---------- DATA IN THIS EXERCISE ----------

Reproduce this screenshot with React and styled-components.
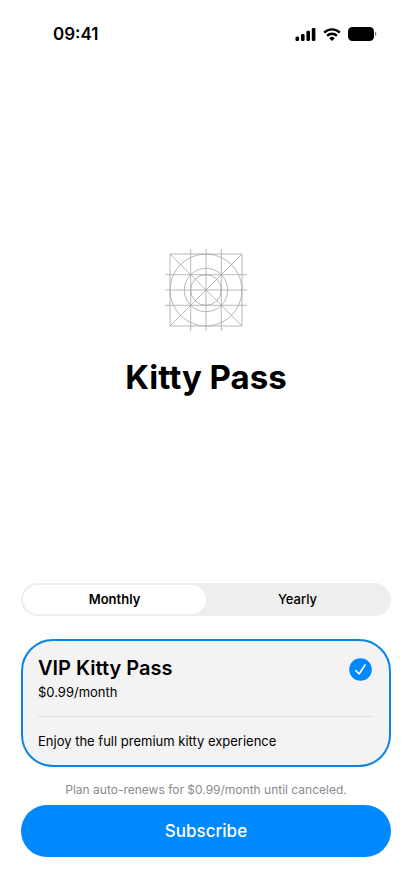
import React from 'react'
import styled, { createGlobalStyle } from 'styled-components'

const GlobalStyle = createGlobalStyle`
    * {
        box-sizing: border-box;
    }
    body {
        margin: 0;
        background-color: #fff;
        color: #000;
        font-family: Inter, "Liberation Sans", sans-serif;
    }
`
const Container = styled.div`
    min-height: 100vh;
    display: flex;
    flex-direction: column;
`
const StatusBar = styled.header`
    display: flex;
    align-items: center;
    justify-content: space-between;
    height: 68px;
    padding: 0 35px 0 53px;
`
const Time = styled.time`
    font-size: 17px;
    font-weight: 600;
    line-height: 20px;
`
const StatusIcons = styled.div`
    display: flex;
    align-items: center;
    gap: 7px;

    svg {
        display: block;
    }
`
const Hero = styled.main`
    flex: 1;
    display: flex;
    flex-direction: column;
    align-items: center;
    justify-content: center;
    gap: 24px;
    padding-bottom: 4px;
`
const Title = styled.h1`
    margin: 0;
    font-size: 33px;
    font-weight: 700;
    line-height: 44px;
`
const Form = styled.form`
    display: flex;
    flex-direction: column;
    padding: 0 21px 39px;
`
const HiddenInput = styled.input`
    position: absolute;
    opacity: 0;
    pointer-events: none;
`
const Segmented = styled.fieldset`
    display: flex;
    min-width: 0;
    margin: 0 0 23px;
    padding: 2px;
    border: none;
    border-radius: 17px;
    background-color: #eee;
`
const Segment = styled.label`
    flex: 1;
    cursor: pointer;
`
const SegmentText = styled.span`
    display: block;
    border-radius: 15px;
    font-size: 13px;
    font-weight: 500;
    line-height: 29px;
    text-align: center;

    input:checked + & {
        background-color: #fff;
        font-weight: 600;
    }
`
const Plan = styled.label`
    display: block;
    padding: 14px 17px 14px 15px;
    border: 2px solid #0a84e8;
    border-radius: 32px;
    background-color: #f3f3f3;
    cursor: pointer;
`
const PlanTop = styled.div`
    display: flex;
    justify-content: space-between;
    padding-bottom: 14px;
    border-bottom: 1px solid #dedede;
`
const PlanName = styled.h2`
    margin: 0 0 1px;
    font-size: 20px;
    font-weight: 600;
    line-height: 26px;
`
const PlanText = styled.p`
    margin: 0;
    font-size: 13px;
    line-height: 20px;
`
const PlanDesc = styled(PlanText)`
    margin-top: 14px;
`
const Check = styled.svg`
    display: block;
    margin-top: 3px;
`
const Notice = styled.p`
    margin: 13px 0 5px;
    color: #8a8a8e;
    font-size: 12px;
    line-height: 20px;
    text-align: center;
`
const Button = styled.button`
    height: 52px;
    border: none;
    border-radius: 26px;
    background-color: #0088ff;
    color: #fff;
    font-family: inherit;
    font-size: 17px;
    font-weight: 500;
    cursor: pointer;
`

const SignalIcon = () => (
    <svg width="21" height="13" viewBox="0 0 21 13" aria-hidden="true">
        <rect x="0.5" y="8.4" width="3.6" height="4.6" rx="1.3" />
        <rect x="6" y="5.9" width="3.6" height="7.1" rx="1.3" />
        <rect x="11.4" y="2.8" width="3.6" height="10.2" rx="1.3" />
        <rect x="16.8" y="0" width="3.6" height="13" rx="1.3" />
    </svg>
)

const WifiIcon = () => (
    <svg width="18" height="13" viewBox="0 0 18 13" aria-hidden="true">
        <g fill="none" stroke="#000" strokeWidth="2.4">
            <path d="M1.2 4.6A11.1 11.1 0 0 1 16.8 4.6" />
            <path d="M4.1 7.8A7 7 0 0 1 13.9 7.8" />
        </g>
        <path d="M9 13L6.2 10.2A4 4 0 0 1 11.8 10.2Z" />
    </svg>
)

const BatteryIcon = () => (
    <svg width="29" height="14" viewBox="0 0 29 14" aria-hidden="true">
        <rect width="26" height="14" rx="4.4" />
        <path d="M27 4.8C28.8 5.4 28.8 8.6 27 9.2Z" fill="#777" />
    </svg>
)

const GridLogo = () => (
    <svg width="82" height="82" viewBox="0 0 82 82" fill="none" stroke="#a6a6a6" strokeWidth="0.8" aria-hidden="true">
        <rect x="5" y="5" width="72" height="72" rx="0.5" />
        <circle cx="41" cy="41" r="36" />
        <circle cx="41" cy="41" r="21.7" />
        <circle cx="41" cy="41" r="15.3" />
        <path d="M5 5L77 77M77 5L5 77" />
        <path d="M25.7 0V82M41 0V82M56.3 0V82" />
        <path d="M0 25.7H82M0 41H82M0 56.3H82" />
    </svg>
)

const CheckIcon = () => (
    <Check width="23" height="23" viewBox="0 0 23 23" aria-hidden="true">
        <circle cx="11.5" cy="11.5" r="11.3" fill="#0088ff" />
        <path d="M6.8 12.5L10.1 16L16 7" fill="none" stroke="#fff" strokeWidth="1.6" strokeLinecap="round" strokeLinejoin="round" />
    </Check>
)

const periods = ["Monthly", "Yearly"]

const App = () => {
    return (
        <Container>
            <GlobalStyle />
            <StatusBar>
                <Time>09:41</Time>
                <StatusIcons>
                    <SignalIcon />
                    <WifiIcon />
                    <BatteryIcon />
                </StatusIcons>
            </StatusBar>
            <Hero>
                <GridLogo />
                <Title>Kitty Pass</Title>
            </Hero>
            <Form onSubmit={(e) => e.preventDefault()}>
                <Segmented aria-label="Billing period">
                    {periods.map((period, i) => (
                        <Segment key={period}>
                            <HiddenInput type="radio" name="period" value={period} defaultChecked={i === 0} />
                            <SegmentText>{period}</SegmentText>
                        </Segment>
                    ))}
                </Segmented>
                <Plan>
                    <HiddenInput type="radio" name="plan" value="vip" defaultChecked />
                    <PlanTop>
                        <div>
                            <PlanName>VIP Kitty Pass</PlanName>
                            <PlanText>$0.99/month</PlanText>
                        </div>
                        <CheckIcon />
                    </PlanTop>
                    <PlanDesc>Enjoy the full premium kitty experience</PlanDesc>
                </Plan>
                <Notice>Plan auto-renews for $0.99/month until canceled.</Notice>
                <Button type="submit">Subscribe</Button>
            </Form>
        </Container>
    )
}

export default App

----------
---------- DATA IN THIS EXERCISE ----------

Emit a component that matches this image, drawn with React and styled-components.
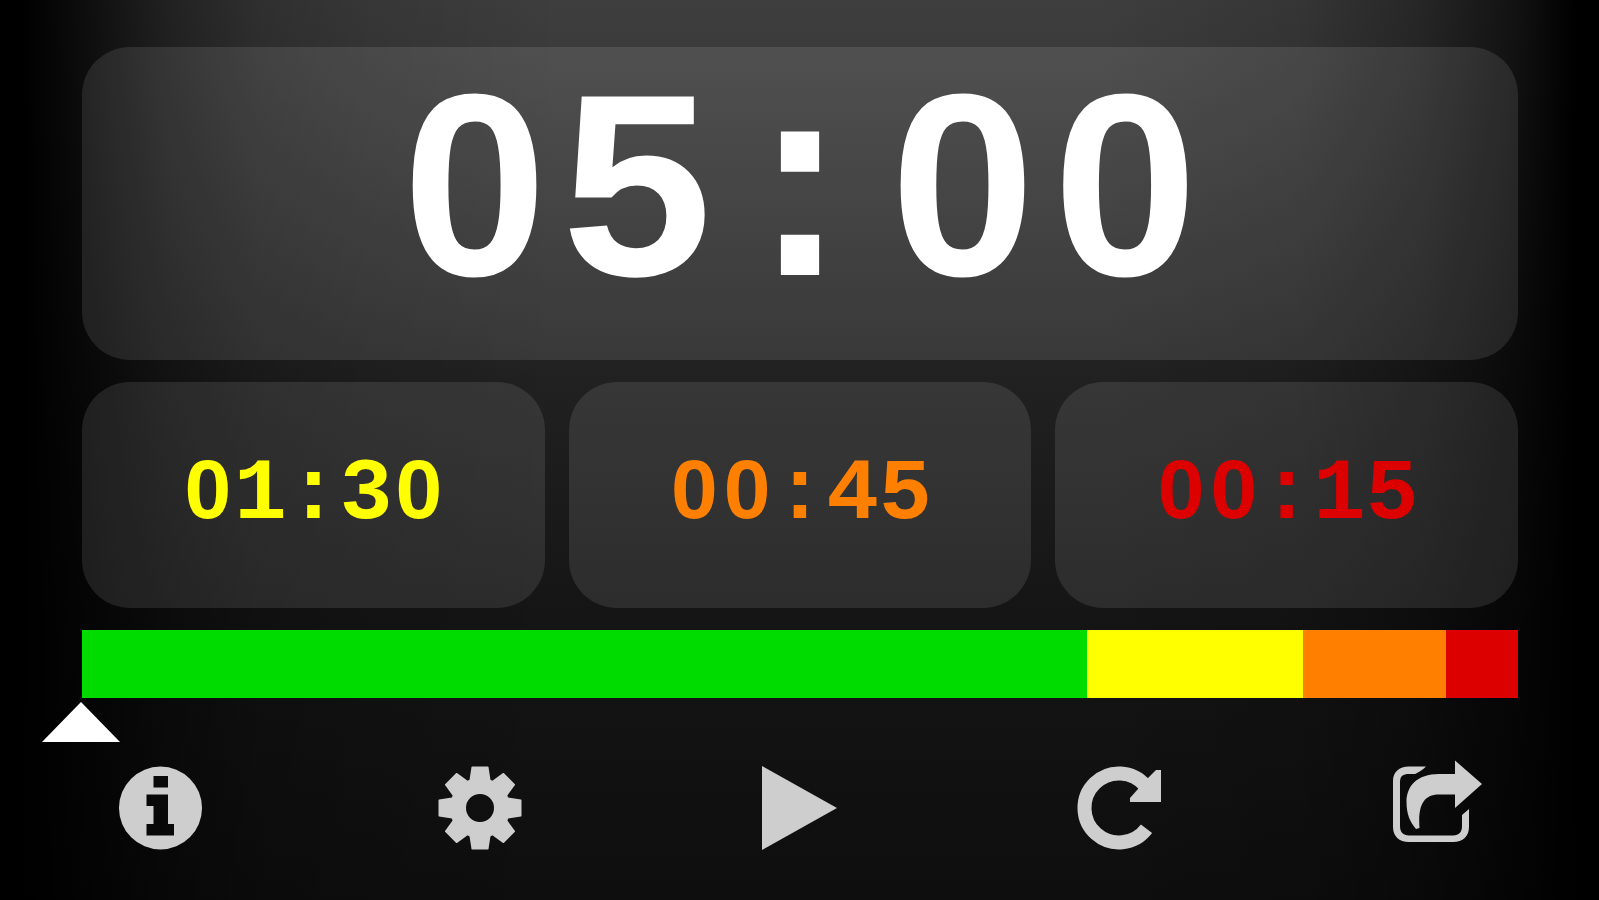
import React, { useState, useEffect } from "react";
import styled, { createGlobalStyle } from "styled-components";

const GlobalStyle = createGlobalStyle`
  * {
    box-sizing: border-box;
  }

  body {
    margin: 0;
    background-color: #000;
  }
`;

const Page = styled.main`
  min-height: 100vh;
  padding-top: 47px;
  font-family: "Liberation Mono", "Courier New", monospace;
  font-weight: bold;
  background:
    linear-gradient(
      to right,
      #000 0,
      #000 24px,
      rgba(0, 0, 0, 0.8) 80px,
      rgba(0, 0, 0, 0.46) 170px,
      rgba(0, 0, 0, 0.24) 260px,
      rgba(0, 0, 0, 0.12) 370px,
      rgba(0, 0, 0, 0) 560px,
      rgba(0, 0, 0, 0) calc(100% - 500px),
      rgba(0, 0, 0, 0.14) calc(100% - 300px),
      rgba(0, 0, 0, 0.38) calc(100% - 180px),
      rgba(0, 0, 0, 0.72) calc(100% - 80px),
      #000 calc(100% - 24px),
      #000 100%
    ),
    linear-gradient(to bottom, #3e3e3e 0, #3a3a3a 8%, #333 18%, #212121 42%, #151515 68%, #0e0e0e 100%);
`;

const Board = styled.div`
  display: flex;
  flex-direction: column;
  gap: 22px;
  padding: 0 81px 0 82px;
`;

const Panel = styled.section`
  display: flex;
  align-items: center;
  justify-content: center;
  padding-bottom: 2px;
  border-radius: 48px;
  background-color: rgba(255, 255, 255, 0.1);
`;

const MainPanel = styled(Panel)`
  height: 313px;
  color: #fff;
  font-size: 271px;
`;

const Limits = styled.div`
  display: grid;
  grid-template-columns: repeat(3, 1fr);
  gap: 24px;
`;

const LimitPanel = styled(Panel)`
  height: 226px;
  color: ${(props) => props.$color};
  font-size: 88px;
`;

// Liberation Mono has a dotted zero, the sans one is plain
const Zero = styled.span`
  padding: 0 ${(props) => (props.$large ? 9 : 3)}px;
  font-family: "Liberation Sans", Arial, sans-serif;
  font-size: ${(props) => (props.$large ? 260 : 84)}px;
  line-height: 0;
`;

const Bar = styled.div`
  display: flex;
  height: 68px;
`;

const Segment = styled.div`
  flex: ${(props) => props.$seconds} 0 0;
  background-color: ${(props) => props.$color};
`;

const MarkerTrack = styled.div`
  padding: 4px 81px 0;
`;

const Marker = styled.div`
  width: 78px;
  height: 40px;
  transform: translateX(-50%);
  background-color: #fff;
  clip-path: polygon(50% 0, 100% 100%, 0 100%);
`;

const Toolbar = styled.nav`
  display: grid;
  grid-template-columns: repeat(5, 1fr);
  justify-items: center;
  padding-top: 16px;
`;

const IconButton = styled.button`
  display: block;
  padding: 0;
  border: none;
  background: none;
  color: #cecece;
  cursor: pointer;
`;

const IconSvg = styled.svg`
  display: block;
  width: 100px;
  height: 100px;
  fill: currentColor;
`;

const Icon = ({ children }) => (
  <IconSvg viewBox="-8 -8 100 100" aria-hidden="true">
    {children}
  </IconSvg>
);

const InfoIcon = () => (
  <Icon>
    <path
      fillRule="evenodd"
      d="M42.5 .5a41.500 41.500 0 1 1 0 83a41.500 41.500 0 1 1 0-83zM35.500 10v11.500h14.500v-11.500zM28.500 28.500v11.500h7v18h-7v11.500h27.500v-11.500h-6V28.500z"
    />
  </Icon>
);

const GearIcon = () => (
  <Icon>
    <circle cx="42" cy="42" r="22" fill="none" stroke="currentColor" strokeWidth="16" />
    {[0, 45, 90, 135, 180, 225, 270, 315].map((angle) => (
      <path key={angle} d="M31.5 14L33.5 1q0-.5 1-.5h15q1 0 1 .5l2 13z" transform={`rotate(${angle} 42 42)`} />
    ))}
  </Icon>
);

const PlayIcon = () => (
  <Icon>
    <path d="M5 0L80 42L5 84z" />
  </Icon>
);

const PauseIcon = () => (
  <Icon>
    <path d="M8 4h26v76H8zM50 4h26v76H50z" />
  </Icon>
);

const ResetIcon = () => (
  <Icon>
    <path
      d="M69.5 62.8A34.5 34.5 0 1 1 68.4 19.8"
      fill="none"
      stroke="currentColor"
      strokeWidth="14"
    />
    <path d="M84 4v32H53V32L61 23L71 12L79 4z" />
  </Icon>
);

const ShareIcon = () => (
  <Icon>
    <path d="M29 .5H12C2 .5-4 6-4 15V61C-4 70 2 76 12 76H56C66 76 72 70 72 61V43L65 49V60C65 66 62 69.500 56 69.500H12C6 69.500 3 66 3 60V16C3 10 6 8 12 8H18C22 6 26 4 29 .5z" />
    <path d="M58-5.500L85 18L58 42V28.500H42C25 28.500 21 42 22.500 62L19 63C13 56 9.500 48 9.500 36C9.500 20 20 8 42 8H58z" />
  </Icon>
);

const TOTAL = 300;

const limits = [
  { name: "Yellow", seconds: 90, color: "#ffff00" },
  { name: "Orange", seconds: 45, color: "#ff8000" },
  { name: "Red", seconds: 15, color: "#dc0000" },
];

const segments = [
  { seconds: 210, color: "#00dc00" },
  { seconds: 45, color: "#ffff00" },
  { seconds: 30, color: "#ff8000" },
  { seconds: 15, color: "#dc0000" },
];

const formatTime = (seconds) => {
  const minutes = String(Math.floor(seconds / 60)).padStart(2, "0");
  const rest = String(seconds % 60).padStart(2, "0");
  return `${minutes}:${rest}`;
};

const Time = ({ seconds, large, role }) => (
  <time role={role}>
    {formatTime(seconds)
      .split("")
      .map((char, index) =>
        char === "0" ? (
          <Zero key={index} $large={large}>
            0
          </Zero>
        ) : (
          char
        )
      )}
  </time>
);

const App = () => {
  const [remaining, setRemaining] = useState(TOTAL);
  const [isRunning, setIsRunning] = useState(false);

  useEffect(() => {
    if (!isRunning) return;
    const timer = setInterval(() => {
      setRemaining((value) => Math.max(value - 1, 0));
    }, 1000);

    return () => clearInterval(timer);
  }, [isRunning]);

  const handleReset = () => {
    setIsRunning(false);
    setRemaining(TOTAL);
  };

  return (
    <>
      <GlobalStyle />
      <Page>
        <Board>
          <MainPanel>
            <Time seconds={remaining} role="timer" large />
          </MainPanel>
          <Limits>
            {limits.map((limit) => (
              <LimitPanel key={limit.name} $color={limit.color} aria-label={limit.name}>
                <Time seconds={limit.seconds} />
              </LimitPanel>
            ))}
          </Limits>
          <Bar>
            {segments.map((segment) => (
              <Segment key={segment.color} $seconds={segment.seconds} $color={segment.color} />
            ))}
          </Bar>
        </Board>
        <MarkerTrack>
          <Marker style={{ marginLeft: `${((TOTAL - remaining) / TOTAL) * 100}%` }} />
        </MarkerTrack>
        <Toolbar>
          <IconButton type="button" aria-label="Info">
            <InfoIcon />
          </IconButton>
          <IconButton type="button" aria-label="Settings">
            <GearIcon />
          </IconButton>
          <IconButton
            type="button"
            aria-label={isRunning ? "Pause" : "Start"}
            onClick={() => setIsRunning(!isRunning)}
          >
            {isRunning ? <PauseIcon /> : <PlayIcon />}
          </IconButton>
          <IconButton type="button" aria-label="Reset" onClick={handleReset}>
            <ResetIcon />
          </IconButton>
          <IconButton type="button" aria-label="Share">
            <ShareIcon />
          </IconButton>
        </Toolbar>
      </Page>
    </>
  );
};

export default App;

----------

- **TASK STATEMENT**:
Go through the listing above and locate each line that holds the word "components". Copy those lines.

- **ANSWER TO THIS EXERCISE**:
Reproduce this screenshot with React and styled-components.
import styled, { createGlobalStyle } from 'styled-components'
Emit a component that matches this image, drawn with React and styled-components.
import styled, { createGlobalStyle } from "styled-components";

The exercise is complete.